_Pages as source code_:

## start

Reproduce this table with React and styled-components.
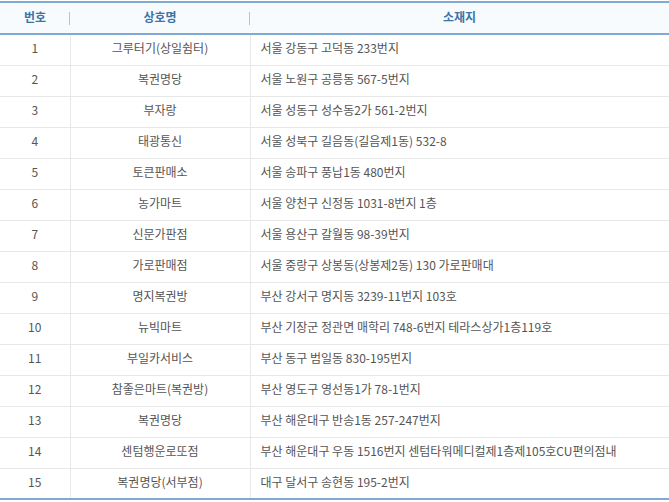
import React from 'react'
import styled, { createGlobalStyle } from 'styled-components'

const rows = [
  ['1', '그루터기(상일쉼터)', '서울 강동구 고덕동 233번지'],
  ['2', '복권명당', '서울 노원구 공릉동 567-5번지'],
  ['3', '부자랑', '서울 성동구 성수동2가 561-2번지'],
  ['4', '태광통신', '서울 성북구 길음동(길음제1동) 532-8'],
  ['5', '토큰판매소', '서울 송파구 풍납1동 480번지'],
  ['6', '농가마트', '서울 양천구 신정동 1031-8번지 1층'],
  ['7', '신문가판점', '서울 용산구 갈월동 98-39번지'],
  ['8', '가로판매점', '서울 중랑구 상봉동(상봉제2동) 130 가로판매대'],
  ['9', '명지복권방', '부산 강서구 명지동 3239-11번지 103호'],
  ['10', '뉴빅마트', '부산 기장군 정관면 매학리 748-6번지 테라스상가1층119호'],
  ['11', '부일카서비스', '부산 동구 범일동 830-195번지'],
  ['12', '참좋은마트(복권방)', '부산 영도구 영선동1가 78-1번지'],
  ['13', '복권명당', '부산 해운대구 반송1동 257-247번지'],
  ['14', '센텀행운로또점', '부산 해운대구 우동 1516번지 센텀타워메디컬제1층제105호CU편의점내'],
  ['15', '복권명당(서부점)', '대구 달서구 송현동 195-2번지'],
]

const GlobalStyle = createGlobalStyle`
  body {
    margin: 0;
    background: #fff;
    font-family: "Noto Sans CJK KR", "Noto Sans", sans-serif;
  }
`

const Table = styled.table`
  width: 669px;
  margin-top: 1px;
  border-collapse: collapse;
  table-layout: fixed;
  border-top: 2px solid #80aad4;
  border-bottom: 2px solid #80aad4;
  font-size: 12px;
  line-height: 16px;
`

const HeadCell = styled.th`
  position: relative;
  height: 32px;
  box-sizing: border-box;
  padding: 0 0 3px;
  background: #f7fbfd;
  border-bottom: 2px solid #80aad4;
  color: #3d74a8;
  font-weight: bold;
  text-align: center;

  &:not(:last-child)::after {
    content: '';
    position: absolute;
    right: 0;
    top: 9px;
    width: 1px;
    height: 13px;
    background: #a9c7e2;
  }
`

const Cell = styled.td`
  height: 31px;
  box-sizing: border-box;
  padding: 0 ${p => (p.$left ? '10px' : '0')} 3px;
  color: #555;
  text-align: ${p => (p.$left ? 'left' : 'center')};
  border-bottom: 1px solid #e8e8e8;
  white-space: nowrap;

  & + & {
    border-left: 1px solid #e8e8e8;
  }
`

const App = () => {
  return (
    <>
      <GlobalStyle />
      <Table>
        <colgroup>
          <col style={{ width: 70 }} />
          <col style={{ width: 180 }} />
          <col />
        </colgroup>
        <thead>
          <tr>
            <HeadCell>번호</HeadCell>
            <HeadCell>상호명</HeadCell>
            <HeadCell>소재지</HeadCell>
          </tr>
        </thead>
        <tbody>
          {rows.map(r => (
            <tr key={r[0]}>
              <Cell>{r[0]}</Cell>
              <Cell>{r[1]}</Cell>
              <Cell $left>{r[2]}</Cell>
            </tr>
          ))}
        </tbody>
      </Table>
    </>
  )
}

export default App
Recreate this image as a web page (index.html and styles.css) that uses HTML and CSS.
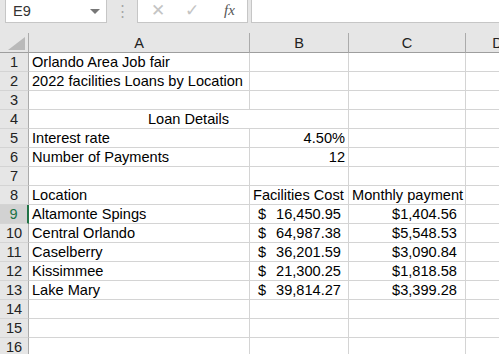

## end

_Exercise objective_:
Reproduce the data word for word, excluding its pictures.

_Solution_:
Reproduce this table with React and styled-components.
import React from 'react'
import styled, { createGlobalStyle } from 'styled-components'

const rows = [
  ['1', '그루터기(상일쉼터)', '서울 강동구 고덕동 233번지'],
  ['2', '복권명당', '서울 노원구 공릉동 567-5번지'],
  ['3', '부자랑', '서울 성동구 성수동2가 561-2번지'],
  ['4', '태광통신', '서울 성북구 길음동(길음제1동) 532-8'],
  ['5', '토큰판매소', '서울 송파구 풍납1동 480번지'],
  ['6', '농가마트', '서울 양천구 신정동 1031-8번지 1층'],
  ['7', '신문가판점', '서울 용산구 갈월동 98-39번지'],
  ['8', '가로판매점', '서울 중랑구 상봉동(상봉제2동) 130 가로판매대'],
  ['9', '명지복권방', '부산 강서구 명지동 3239-11번지 103호'],
  ['10', '뉴빅마트', '부산 기장군 정관면 매학리 748-6번지 테라스상가1층119호'],
  ['11', '부일카서비스', '부산 동구 범일동 830-195번지'],
  ['12', '참좋은마트(복권방)', '부산 영도구 영선동1가 78-1번지'],
  ['13', '복권명당', '부산 해운대구 반송1동 257-247번지'],
  ['14', '센텀행운로또점', '부산 해운대구 우동 1516번지 센텀타워메디컬제1층제105호CU편의점내'],
  ['15', '복권명당(서부점)', '대구 달서구 송현동 195-2번지'],
]

const GlobalStyle = createGlobalStyle`
  body {
    margin: 0;
    background: #fff;
    font-family: "Noto Sans CJK KR", "Noto Sans", sans-serif;
  }
`

const Table = styled.table`
  width: 669px;
  margin-top: 1px;
  border-collapse: collapse;
  table-layout: fixed;
  border-top: 2px solid #80aad4;
  border-bottom: 2px solid #80aad4;
  font-size: 12px;
  line-height: 16px;
`

const HeadCell = styled.th`
  position: relative;
  height: 32px;
  box-sizing: border-box;
  padding: 0 0 3px;
  background: #f7fbfd;
  border-bottom: 2px solid #80aad4;
  color: #3d74a8;
  font-weight: bold;
  text-align: center;

  &:not(:last-child)::after {
    content: '';
    position: absolute;
    right: 0;
    top: 9px;
    width: 1px;
    height: 13px;
    background: #a9c7e2;
  }
`

const Cell = styled.td`
  height: 31px;
  box-sizing: border-box;
  padding: 0 ${p => (p.$left ? '10px' : '0')} 3px;
  color: #555;
  text-align: ${p => (p.$left ? 'left' : 'center')};
  border-bottom: 1px solid #e8e8e8;
  white-space: nowrap;

  & + & {
    border-left: 1px solid #e8e8e8;
  }
`

const App = () => {
  return (
    <>
      <GlobalStyle />
      <Table>
        <colgroup>
          <col style={{ width: 70 }} />
          <col style={{ width: 180 }} />
          <col />
        </colgroup>
        <thead>
          <tr>
            <HeadCell>번호</HeadCell>
            <HeadCell>상호명</HeadCell>
            <HeadCell>소재지</HeadCell>
          </tr>
        </thead>
        <tbody>
          {rows.map(r => (
            <tr key={r[0]}>
              <Cell>{r[0]}</Cell>
              <Cell>{r[1]}</Cell>
              <Cell $left>{r[2]}</Cell>
            </tr>
          ))}
        </tbody>
      </Table>
    </>
  )
}

export default App
Recreate this image as a web page (index.html and styles.css) that uses HTML and CSS.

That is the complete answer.